Selanjutnya investor juga patut memperhatikan pergerakan harga sejumlah komoditas utama dunia, termasuk yang menjadi unggulan di Indonesia. Sejumlah emiten di sektor energi, pertambangan hingga perkebunan pergerakannya sering kali ditopang oleh naik turunnya harga di pasar global.
Emas menjadi salah satu komoditas yang belakangan rajin menguat, didorong oleh ambruknya indeks dolar. Indeks dolar sendiri mulai mengalami penurunan karena investor berharap The Fed akan segera berhenti menaikkan suku bunga acuannya.
Sementara itu, dua komoditas ekspor unggulan RI yakni batu bara dan CPO masih berada dalam tren penurunan sepanjang tahun ini.

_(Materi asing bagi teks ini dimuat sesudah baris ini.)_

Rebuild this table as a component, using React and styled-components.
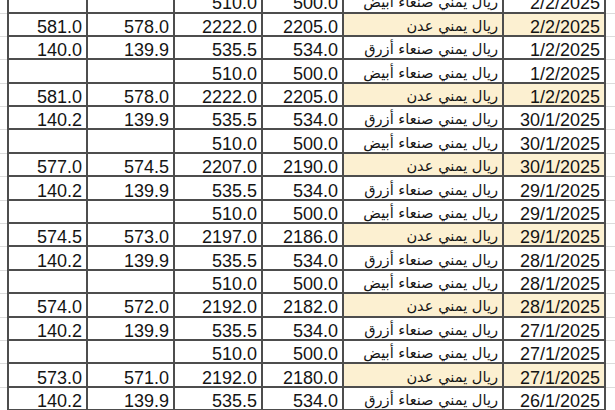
import React from "react";
import styled, { createGlobalStyle } from "styled-components";

const GlobalStyle = createGlobalStyle`
  html, body {
    margin: 0;
    padding: 0;
    background: #fff;
    overflow: hidden;
  }
  body {
    font-family: "Liberation Sans", Arial, sans-serif;
    color: #141414;
  }
`;

const WHITE = "ريال يمني صنعاء أبيض";
const BLUE = "ريال يمني صنعاء أزرق";
const ADEN = "ريال يمني عدن";

// columns left to right: a, b, c, d, name, date
const rows = [
  ["", "", "510.0", "500.0", WHITE, "2/2/2025"],
  ["581.0", "578.0", "2222.0", "2205.0", ADEN, "2/2/2025"],
  ["140.0", "139.9", "535.5", "534.0", BLUE, "1/2/2025"],
  ["", "", "510.0", "500.0", WHITE, "1/2/2025"],
  ["581.0", "578.0", "2222.0", "2205.0", ADEN, "1/2/2025"],
  ["140.2", "139.9", "535.5", "534.0", BLUE, "30/1/2025"],
  ["", "", "510.0", "500.0", WHITE, "30/1/2025"],
  ["577.0", "574.5", "2207.0", "2190.0", ADEN, "30/1/2025"],
  ["140.2", "139.9", "535.5", "534.0", BLUE, "29/1/2025"],
  ["", "", "510.0", "500.0", WHITE, "29/1/2025"],
  ["574.5", "573.0", "2197.0", "2186.0", ADEN, "29/1/2025"],
  ["140.2", "139.9", "535.5", "534.0", BLUE, "28/1/2025"],
  ["", "", "510.0", "500.0", WHITE, "28/1/2025"],
  ["574.0", "572.0", "2192.0", "2182.0", ADEN, "28/1/2025"],
  ["140.2", "139.9", "535.5", "534.0", BLUE, "27/1/2025"],
  ["", "", "510.0", "500.0", WHITE, "27/1/2025"],
  ["573.0", "571.0", "2192.0", "2180.0", ADEN, "27/1/2025"],
  ["140.2", "139.9", "535.5", "534.0", BLUE, "26/1/2025"],
];

const Sheet = styled.div`
  margin-top: -9.9px;
  width: 100%;
`;

const Row = styled.div`
  display: grid;
  grid-template-columns: 7px 81px 87px 88px 81px 160px 102px 1fr;
  height: 23.4px;
`;

const Gutter = styled.div`
  border-bottom: 1px solid #dcdcdc;
  height: 100%;
  box-sizing: border-box;
`;

const Cell = styled.div`
  box-sizing: border-box;
  height: 23.4px;
  border-right: 2px solid #4d4d4d;
  border-bottom: 2px solid #4d4d4d;
  border-left: ${(p) => (p.$first ? "2px solid #4d4d4d" : "none")};
  background: ${(p) => (p.$hl ? "#fcf0d1" : "transparent")};
  padding: 5.3px 4px 0 2px;
  font-size: 18px;
  line-height: 16.1px;
  text-align: right;
  white-space: nowrap;
  overflow: hidden;
`;

const NameCell = styled(Cell)`
  direction: rtl;
  text-align: start;
  font-family: "DejaVu Sans", "Liberation Sans", sans-serif;
  font-size: 14.6px;
  padding-top: 4.3px;
`;

export default function App() {
  return (
    <>
      <GlobalStyle />
      <Sheet>
        {rows.map((r, i) => {
          const aden = r[4] === ADEN;
          return (
            <Row key={i}>
              <Gutter />
              <Cell $first>{r[0]}</Cell>
              <Cell>{r[1]}</Cell>
              <Cell>{r[2]}</Cell>
              <Cell>{r[3]}</Cell>
              <NameCell $hl={aden}>{r[4]}</NameCell>
              <Cell $hl={aden}>{r[5]}</Cell>
              <Gutter />
            </Row>
          );
        })}
      </Sheet>
    </>
  );
}
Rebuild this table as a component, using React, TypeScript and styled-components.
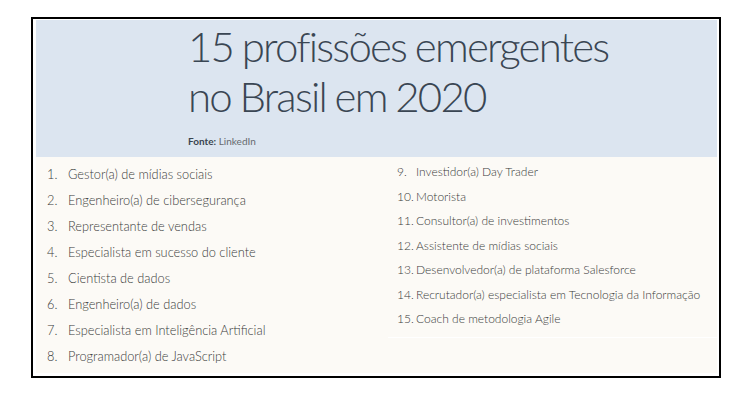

Selain itu, investor juga perlu mewanti-wanti sejumlah data ekonomi penting dari mancanegara yang akan diumumkan akhir pekan ini. Data tersebut dapat menjadi proksi bagi kondisi ekonomi yang lebih luas serta pegangan bagi bank sentral untuk menentukan arah kebijakan moneter.
Malam ini waktu Indonesia, AS yang akan mengumumkan data inflasi yang sangat ditunggu-tunggu oleh investor karena pembacaannya akan sangat mempengaruhi arah kebijakan The Fed. Konsensus pasar Trading Economics memperkirakan inflasi AS akan melandai menjadi 6,5% secara tahunan (yoy) dari bulan sebelumnya 7,1% (yoy).
Kemudian akhir pekan ini Inggris akan mengumumkan data pertumbuhan ekonomi atau Produk Domestik Bruto (PDB) pada November 2022 yang diperkirakan mengalami kontraksi sebesar 0,2%. Turunnya PDB Inggris dapat memberikan gambaran ekonomi Eropa yang diperkirakan akan segera masuk ke jurang resesi.
Lalu ada juga pembacaan awal sentimen konsumen AS untuk periode Januari 2022. Indeks sentimen konsumen yang dipublikasikan oleh University of Michigan merupakan salah satu indikator yang paling dapat diandalkan untuk memprediksi terjadinya resesi di AS.